Friday, September 16, 2016

Chrome to Mark HTTP as Insecure

It's exciting to see that Google Chrome will start marking HTTP login pages as insecure in January 2017.

To help users browse the web safely, Chrome indicates connection security with an icon in the address bar. Historically, Chrome has not explicitly labelled HTTP connections as non-secure. Beginning in January 2017 (Chrome 56), we’ll mark HTTP sites that transmit passwords or credit cards as non-secure, as part of a long-term plan to mark all HTTP sites as non-secure.

So I did a quick before & after to show you what it looks like. You can try this yourself by going to chrome://flags and changing "mark non-secure origins as non-secure" from Default to "mark non-secure origins as non-secure"



BEFORE you made that change an HTTP login page would look like this



AFTER you made that change an HTTP login page would look like this (notice the little red exclamation mark next to the url)
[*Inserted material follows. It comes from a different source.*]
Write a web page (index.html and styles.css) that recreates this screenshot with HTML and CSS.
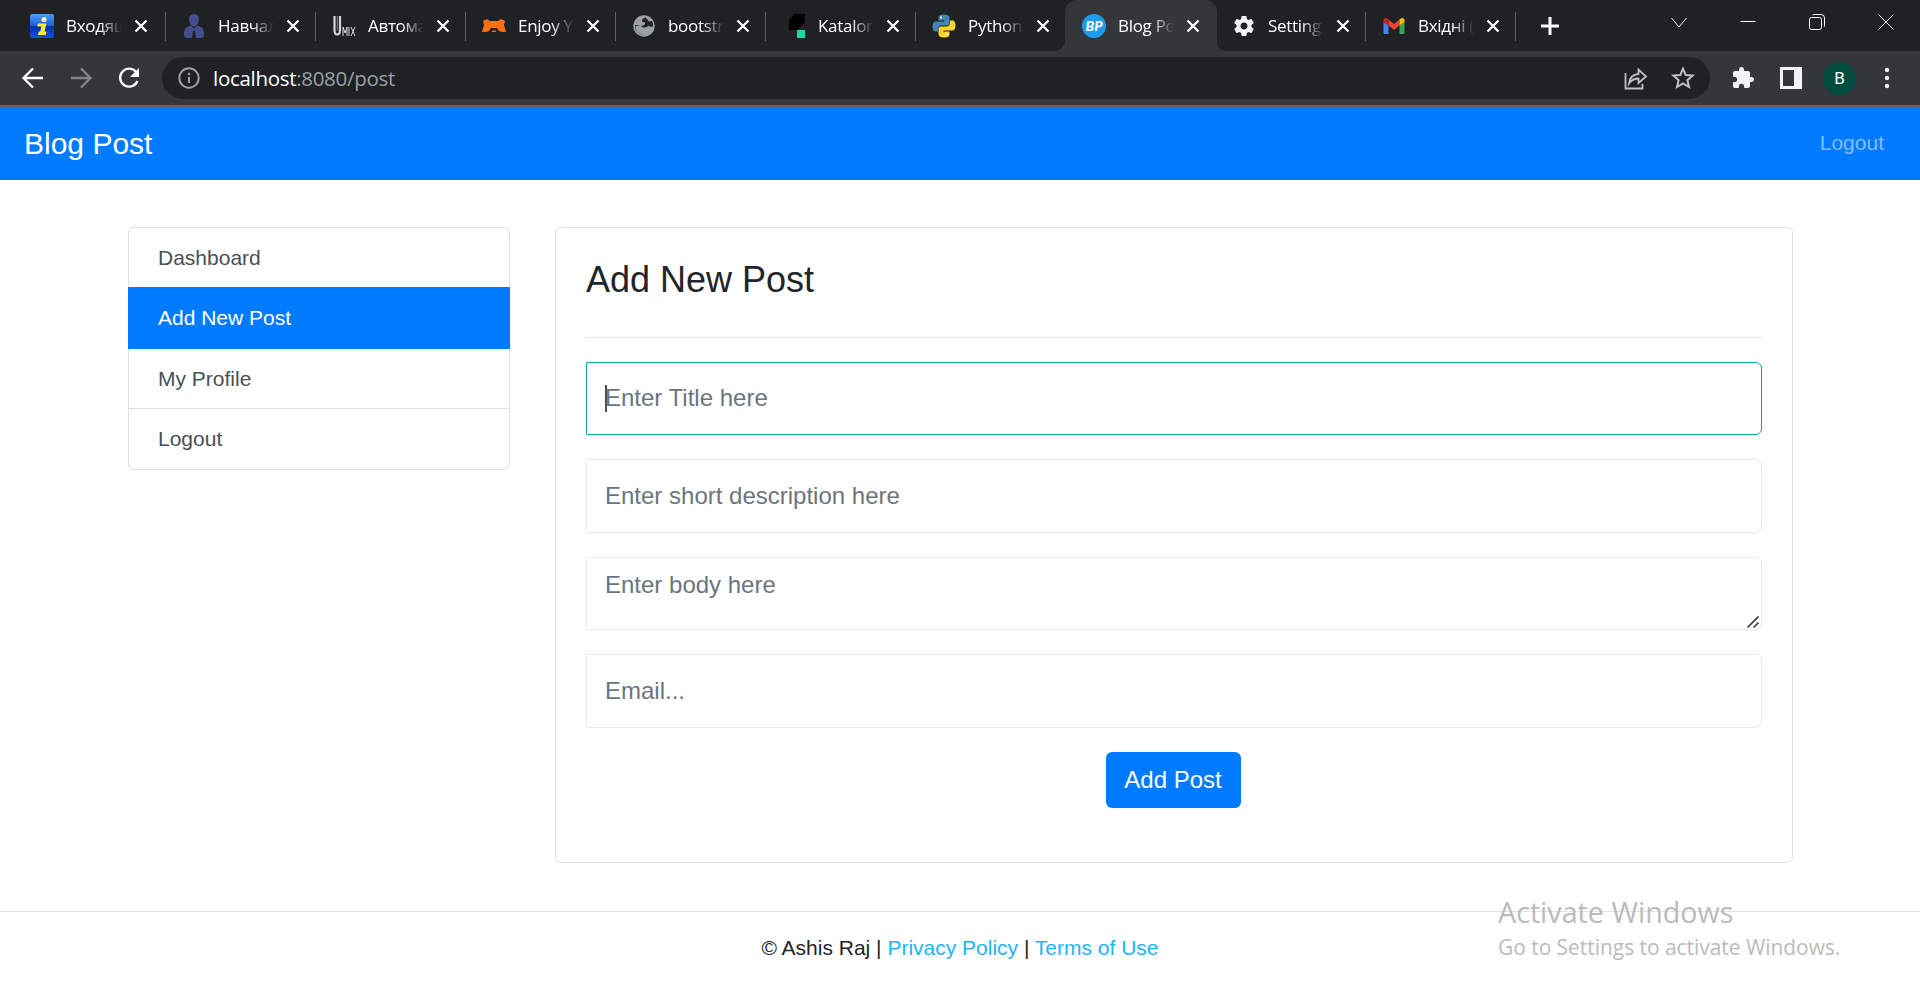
FILE: index.html
```html
<!DOCTYPE html>
<html lang="en">
<head>
<meta charset="utf-8">
<title>Blog Post</title>
<link rel="stylesheet" href="styles.css">
</head>
<body>
<header class="browser">
  <div class="tabstrip">
    <div class="tab">
      <svg class="fav" viewBox="0 0 24 24"><defs><linearGradient id="ib" x1="0" y1="0" x2="0" y2="1"><stop offset="0" stop-color="#4a9bf5"/><stop offset=".5" stop-color="#1a5fd8"/><stop offset=".52" stop-color="#0330a8"/><stop offset="1" stop-color="#1253dc"/></linearGradient></defs><rect width="24" height="24" rx="2" fill="url(#ib)"/><circle cx="14" cy="5.500" r="2.600" fill="#fff0a0"/><path d="M8 9.500h8.500l-2 8h2l-.7 3.500H8l.7-3.500h1.500l1.300-5H7.300z" fill="#ffe93b"/></svg>
      <span class="name">Входящ</span><svg class="x" viewBox="0 0 14 14"><path d="M1.5 1.5l11 11M12.5 1.5l-11 11"/></svg>
    </div>
    <div class="tab">
      <svg class="fav" viewBox="0 0 24 24" fill="#434e8c"><path d="M7 5c0-6.700 10-6.700 10 0 0 3.500-2 7.500-5 7.500S7 8.500 7 5z"/><path d="M2 21c0-7 2-8 7-9.500l3 3 3-3c5 1.500 7 2.500 7 9.500 0 4-6 3-8 3l-1-7h-2l-1 7c-2 0-8 1-8-3z"/></svg>
      <span class="name">Навчал</span><svg class="x" viewBox="0 0 14 14"><path d="M1.5 1.5l11 11M12.5 1.5l-11 11"/></svg>
    </div>
    <div class="tab">
      <svg class="fav" viewBox="0 0 24 24" fill="none" stroke="#d5d6d8"><path d="M2.500 2v14c0 6 5.500 6 5.500 0V2" stroke-width="2.200"/><path d="M5.300 2v15" stroke-width="1" stroke="#888"/><path d="M11 22v-9l2 6 2-6v9M17 13v9M19 13l4 9M23 13l-4 9" stroke-width="1"/></svg>
      <span class="name">Автома</span><svg class="x" viewBox="0 0 14 14"><path d="M1.5 1.5l11 11M12.5 1.5l-11 11"/></svg>
    </div>
    <div class="tab">
      <svg class="fav" viewBox="0 0 24 24"><path d="M1 7l4-2 3 2h8l3-2 4 2-1 4 2 7h-4l-3-1-2-3h-6l-2 3-3 1H0l2-7zM9.500 18l1-1.500h3l1 1.500z" fill="#ff6f0f"/></svg>
      <span class="name">Enjoy Y</span><svg class="x" viewBox="0 0 14 14"><path d="M1.5 1.5l11 11M12.5 1.5l-11 11"/></svg>
    </div>
    <div class="tab">
      <svg class="fav" viewBox="0 0 24 24"><circle cx="12" cy="12" r="10.700" fill="#9aa0a6"/><path d="M13.500 3.500c-3 .5-4 3-3 4.500l3 .5-1 2.500-3 1-6.500-1c0 5 2.500 8.500 6.500 9.500l1-3.500-2-2 2-1.500h2.500l3.500-1.500 4 1c1-2 .5-4-.5-6l-3 .5-2-2.500z" fill="#202124"/><path d="M3.500 12h5.500l3.500 3-1.500 1.500v4c-4 0-7.500-3.500-7.500-8.500z" fill="#9aa0a6"/></svg>
      <span class="name">bootstr</span><svg class="x" viewBox="0 0 14 14"><path d="M1.5 1.5l11 11M12.5 1.5l-11 11"/></svg>
    </div>
    <div class="tab">
      <svg class="fav" viewBox="0 0 24 24"><path d="M13 0h10v8l-7.500 8H7V5.500z" fill="#000"/><path d="M15 16h8v8h-8z" fill="#1ddba0"/></svg>
      <span class="name">Katalon</span><svg class="x" viewBox="0 0 14 14"><path d="M1.5 1.5l11 11M12.5 1.5l-11 11"/></svg>
    </div>
    <div class="tab no-sep">
      <svg class="fav" viewBox="0 0 24 24"><path d="M12 .5c-4.500 0-5.500 1.500-5.500 3.500v2.500H12.500v1H4C1.500 7.500.5 9.500.5 12.500s1 5 3 5h2.500V15c0-2 1.500-3.500 3.500-3.500H15c1.500 0 2.500-1 2.500-2.500V4C17.500 1.500 15.500.5 12 .5z" fill="#4584b6"/><path d="M12 .5c-4.500 0-5.500 1.500-5.500 3.500v2.500H12.500v1H4C1.500 7.500.5 9.500.5 12.500s1 5 3 5h2.500V15c0-2 1.500-3.500 3.500-3.500H15c1.500 0 2.500-1 2.500-2.500V4C17.500 1.500 15.500.5 12 .5z" transform="rotate(180 12 12)" fill="#ffd22e"/><circle cx="9" cy="3.500" r="1.100" fill="#fff"/><circle cx="15" cy="20.500" r="1.100" fill="#fff"/></svg>
      <span class="name">Python</span><svg class="x" viewBox="0 0 14 14"><path d="M1.5 1.5l11 11M12.5 1.5l-11 11"/></svg>
    </div>
    <div class="tab active no-sep">
      <span class="fav bp">BP</span>
      <span class="name">Blog Po</span><svg class="x" viewBox="0 0 14 14"><path d="M1.5 1.5l11 11M12.5 1.5l-11 11"/></svg>
    </div>
    <div class="tab">
      <svg class="fav" viewBox="0 0 24 24"><path fill="#f1f3f4" d="M19.430 12.980c.04-.32.07-.64.07-.98s-.03-.66-.07-.98l2.110-1.650c.19-.15.24-.42.12-.64l-2-3.460c-.12-.22-.39-.3-.61-.22l-2.490 1c-.52-.4-1.080-.73-1.690-.98l-.38-2.650C14.460 2.180 14.250 2 14 2h-4c-.25 0-.46.18-.49.42l-.38 2.650c-.61.25-1.170.59-1.690.98l-2.490-1c-.23-.09-.49 0-.61.22l-2 3.460c-.13.22-.07.49.12.64l2.110 1.650c-.04.32-.07.65-.07.98s.03.66.07.98l-2.110 1.650c-.19.15-.24.42-.12.64l2 3.460c.12.22.39.3.61.22l2.490-1c.52.4 1.080.73 1.690.98l.38 2.650c.03.24.24.42.49.42h4c.25 0 .46-.18.49-.42l.38-2.650c.61-.25 1.170-.59 1.690-.98l2.490 1c.23.09.49 0 .61-.22l2-3.460c.12-.22.07-.49-.12-.64zM12 15.500c-1.930 0-3.500-1.570-3.500-3.500s1.570-3.500 3.500-3.500 3.500 1.570 3.500 3.500-1.570 3.500-3.500 3.500z"/></svg>
      <span class="name">Setting</span><svg class="x" viewBox="0 0 14 14"><path d="M1.5 1.5l11 11M12.5 1.5l-11 11"/></svg>
    </div>
    <div class="tab">
      <svg class="fav" viewBox="0 0 24 24"><path d="M1.500 8l5 3.500V20H3Q1.500 20 1.500 18.500z" fill="#4285f4"/><path d="M22.500 8l-5 3.500V20H21q1.500 0 1.500-1.500z" fill="#34a853"/><path d="M6.500 5.500l5.500 4.500 5.500-4.500v6L12 16l-5.500-4.500z" fill="#ea4335"/><path d="M17.500 5.500l1.500-1.100C20.500 3.300 22.500 4.300 22.500 6.200V8l-5 3.500z" fill="#fbbc04"/><path d="M6.500 5.500L5 4.400C3.500 3.300 1.500 4.300 1.500 6.200V8l5 3.500z" fill="#c5221f"/></svg>
      <span class="name">Вхідні (</span><svg class="x" viewBox="0 0 14 14"><path d="M1.5 1.5l11 11M12.5 1.5l-11 11"/></svg>
    </div>
    <svg class="newtab" viewBox="0 0 18 18"><path d="M9 0v18M0 9h18"/></svg>
    <div class="winctl">
      <svg viewBox="0 0 16 16"><path d="M.5 3L8 12l7.500-9"/></svg>
      <svg viewBox="0 0 16 16"><path d="M.5 6.500h15"/></svg>
      <svg viewBox="0 0 16 16"><rect x=".5" y="2.500" width="12" height="12" rx="2"/><path d="M3.500 0Q4-.5 5-.5h7q3.500 0 3.500 3.500v7.500q0 1-.5 1.500"/></svg>
      <svg viewBox="0 0 16 16"><path d="M.5-.5l15 15M15.500-.5l-15 15"/></svg>
    </div>
  </div>
  <div class="toolbar">
    <div class="navbtns">
      <svg viewBox="0 0 24 24"><path d="M22 12H3M12 2.500L2.500 12l9.500 9.500"/></svg>
      <svg class="dim" viewBox="0 0 24 24"><path d="M2 12h19M12 2.500l9.500 9.500-9.500 9.500"/></svg>
      <svg viewBox="0 0 24 24"><path d="M19.500 6.500A9 9 0 1 0 20.500 15"/><path d="M22 2v9h-9z" class="solid"/></svg>
    </div>
    <div class="omnibox">
      <svg class="info" viewBox="0 0 22 22"><circle cx="11" cy="11" r="9.700"/><path d="M11 10v6M11 5.800v2.400"/></svg>
      <span class="url">localhost<span class="path">:8080/post</span></span>
      <svg class="share" viewBox="0 0 24 24"><path d="M1.500 7v15.500h17V18M5 17.500C5.500 12 9 8.500 14.500 8V3.500l7.500 7-7.500 6.500v-4.500c-4 0-7 1.500-9.500 5z"/></svg>
      <svg class="star" viewBox="0 0 24 24"><path d="M12 2.700l2.700 6.300 6.900.6-5.200 4.600 1.600 6.800-6-3.600L6 21l1.600-6.800L2.400 9.600l6.900-.6z"/></svg>
    </div>
    <svg class="ext" viewBox="0 0 24 24"><path fill="#f1f3f4" d="M20.500 11H19V7c0-1.100-.9-2-2-2h-4V3.500C13 2.120 11.880 1 10.500 1S8 2.120 8 3.500V5H4c-1.100 0-1.990.9-1.990 2v3.800H3.500c1.490 0 2.700 1.210 2.700 2.700s-1.210 2.700-2.700 2.700H2V20c0 1.100.9 2 2 2h3.800v-1.500c0-1.490 1.210-2.700 2.700-2.700s2.700 1.210 2.700 2.700V22H17c1.100 0 2-.9 2-2v-4h1.500c1.380 0 2.500-1.120 2.500-2.500S21.880 11 20.500 11z"/></svg>
    <svg class="panel" viewBox="0 0 22 22"><path fill="#f1f3f4" fill-rule="evenodd" d="M0 0h22v22H0zM3 3v16h11V3z"/></svg>
    <span class="avatar">B</span>
    <svg class="dots" viewBox="0 0 6 22" fill="#f1f3f4"><circle cx="3" cy="3" r="2.200"/><circle cx="3" cy="11" r="2.200"/><circle cx="3" cy="19" r="2.200"/></svg>
  </div>
</header>

<nav class="navbar"><a class="brand">Blog Post</a><a class="nav-link">Logout</a></nav>

<main class="container">
  <aside class="list-group">
    <a class="item">Dashboard</a>
    <a class="item current">Add New Post</a>
    <a class="item">My Profile</a>
    <a class="item">Logout</a>
  </aside>
  <section class="card">
    <h1>Add New Post</h1>
    <hr>
    <form>
      <div class="field focus"><span class="caret"></span>Enter Title here</div>
      <div class="field">Enter short description here</div>
      <div class="field area">Enter body here<svg class="grip" viewBox="0 0 12 12"><path d="M.5 11.500l11-11M6.500 11.500l5-5"/></svg></div>
      <div class="field">Email...</div>
      <button class="btn" type="button">Add Post</button>
    </form>
  </section>
</main>

<footer>© Ashis Raj | <a>Privacy Policy</a> | <a>Terms of Use</a></footer>

<div class="watermark"><div class="wm-title">Activate Windows</div><div class="wm-text">Go to Settings to activate Windows.</div></div>
</body>
</html>
```

FILE: styles.css
```css
* { box-sizing: border-box; }
body {
  margin: 0;
  height: 1008px;
  overflow: hidden;
  background: #fff;
  color: #212529;
  font: 21px/1.5 "Liberation Sans", Arial, sans-serif;
}
svg { display: block; flex: none; }

/* browser frame */
.browser { height: 107px; background: #35363a; border-bottom: 2px solid #5f6368; font-family: "Open Sans", "Noto Sans", sans-serif; }
.tabstrip { height: 51px; display: flex; background: #202124; padding-left: 15px; }
.tab { position: relative; width: 150px; height: 51px; display: flex; align-items: center; padding-left: 17px; flex: none; }
.tab:first-child { padding-left: 15px; }
.tab::after { content: ""; position: absolute; right: -1px; top: 12px; width: 1px; height: 29px; background: #5f6368; }
.tab.no-sep::after { display: none; }
.fav { width: 24px; height: 24px; margin-right: 12px; }
.name {
  width: 56px; color: #fff; font-size: 17px; line-height: 24px; letter-spacing: -.3px;
  white-space: nowrap; overflow: hidden;
  -webkit-mask-image: linear-gradient(90deg, #000 60%, transparent 100%);
  mask-image: linear-gradient(90deg, #000 60%, transparent 100%);
}
.x { width: 14px; height: 14px; margin-left: 12px; fill: none; stroke: #fff; stroke-width: 2.300; }
.tab.active { background: #35363a; border-radius: 12px 12px 0 0; box-shadow: 2px 0 #35363a; }
.tab.active::before {
  content: ""; position: absolute; left: -10px; right: -11px; bottom: 0; height: 10px;
  background:
    radial-gradient(circle at 0 0, transparent 9.500px, #35363a 10px) left / 10px 10px no-repeat,
    radial-gradient(circle at 100% 0, transparent 9.500px, #35363a 10px) right / 10px 10px no-repeat;
}
.bp { border-radius: 50%; background: #1d9bf0; color: #fff; font: italic 900 14px/24px "Lato", sans-serif; text-align: center; }
.newtab { width: 18px; height: 18px; margin: 17px 0 0 26px; fill: none; stroke: #fff; stroke-width: 3; }
.winctl { margin-left: auto; display: flex; gap: 53px; padding: 15px 26px 0 0; }
.winctl svg { width: 16px; height: 16px; fill: none; stroke: #fff; overflow: visible; }

.toolbar { height: 54px; display: flex; align-items: center; padding: 0 27px 0 21px; }
.navbtns { display: flex; gap: 24px; width: 141px; flex: none; }
.navbtns svg { width: 24px; height: 24px; fill: none; stroke: #fff; stroke-width: 2.300; }
.navbtns .dim { stroke: #828488; }
.navbtns .solid { fill: #fff; stroke: none; }
.omnibox { flex: none; width: 1548px; height: 42px; border-radius: 21px; background: #202124; display: flex; align-items: center; padding: 0 15px 0 16px; }
.info { width: 22px; height: 22px; margin-right: 13px; fill: none; stroke: #9aa0a6; stroke-width: 2; }
.url { color: #fff; font-size: 20.500px; line-height: 40px; letter-spacing: -.3px; }
.path { color: #9aa0a6; }
.share { width: 24px; height: 24px; margin-left: auto; fill: none; stroke: #bdc1c6; stroke-width: 1.800; }
.star { width: 24px; height: 24px; margin-left: 23px; fill: none; stroke: #bdc1c6; stroke-width: 2; }
.ext { width: 24px; height: 24px; margin-left: 21px; }
.panel { width: 22px; height: 22px; margin-left: 25px; }
.avatar { width: 33px; height: 33px; margin-left: 21px; border-radius: 50%; background: #004d40; color: #fff; font: 17px/33px Roboto, sans-serif; text-align: center; }
.dots { width: 6px; height: 22px; margin-left: 28px; }

/* page */
.navbar { height: 73px; display: flex; justify-content: space-between; align-items: center; padding: 0 36px 1px 24px; background: #007bff; color: #fff; }
.brand { font-size: 30px; }
.nav-link { color: rgba(255, 255, 255, .5); }
.container { display: flex; align-items: flex-start; gap: 45px; padding: 47px 127px 0 128px; }
.list-group { width: 382px; height: 243px; flex: none; border: 1px solid #dfdfdf; border-radius: 6px; color: #495057; }
.item { display: block; height: 61px; padding: 0 29px; line-height: 60px; border-top: 1px solid #dfdfdf; }
.item:first-child { height: 59px; border-top: 0; }
.item.current { height: 62px; margin: 0 -1px; padding: 0 30px; line-height: 61px; border-top: 0; background: #007bff; color: #fff; }
.item.current + .item { height: 59px; line-height: 59px; border-top: 0; }
.card { flex: 1; height: 636px; border: 1px solid #dfdfdf; border-radius: 6px; padding: 30px; }
h1 { margin: 0; font-size: 36px; font-weight: 400; line-height: 43px; }
hr { margin: 36px 0 24px; border: 0; border-top: 1px solid #e5e5e5; }
form { display: flex; flex-direction: column; gap: 24px; }
.field { position: relative; height: 74px; border: 1px solid #ebebeb; border-radius: 1px 6px 6px 1px; padding: 0 18px; font-size: 24px; line-height: 72px; color: #6c757d; }
.field.focus { height: 73px; border-color: #00a99d; line-height: 70px; }
.area { height: 73px; line-height: 54px; }
.caret { position: absolute; left: 18px; top: 22px; width: 2px; height: 27px; background: #495057; }
.grip { position: absolute; right: 2px; bottom: 1px; width: 12px; height: 12px; fill: none; stroke: #444; stroke-width: 1.700; }
.btn { align-self: center; width: 135px; height: 56px; margin-right: 2px; border: 0; border-radius: 6px; background: #007bff; color: #fff; font: 24px/56px "Liberation Sans", Arial, sans-serif; padding: 0; }
footer { margin-top: 48px; border-top: 1px solid #e2e2e2; padding-top: 20px; text-align: center; }
footer a { color: #19b5fe; }

.watermark { position: absolute; left: 1498px; top: 890px; color: #bbb; font-family: "Open Sans", "Noto Sans", sans-serif; white-space: nowrap; }
.wm-title { font-size: 28.700px; line-height: 44px; }
.wm-text { font-size: 20.900px; line-height: 27px; }
```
And if you were to click into the red exclamation marks to see the details it says



Why is this a good thing? Because HTTPS does multiple things for your that are critical on the internet. The obvious one is encryption, so your password are encrypted and not sent over the internet in plain text. But I've also blogged about how HTTPS gives you more than just encryption! 1.) Authenticity, Integrity, 3rd Party Vetting, Revocation and more. If you're surfing the internet over HTTP you can't trust it at all. Even if it's just a plain website. Why? There could be a man-in-the-middle monitoring your traffic, serving up and injecting code and malware, and you wouldn't even know it.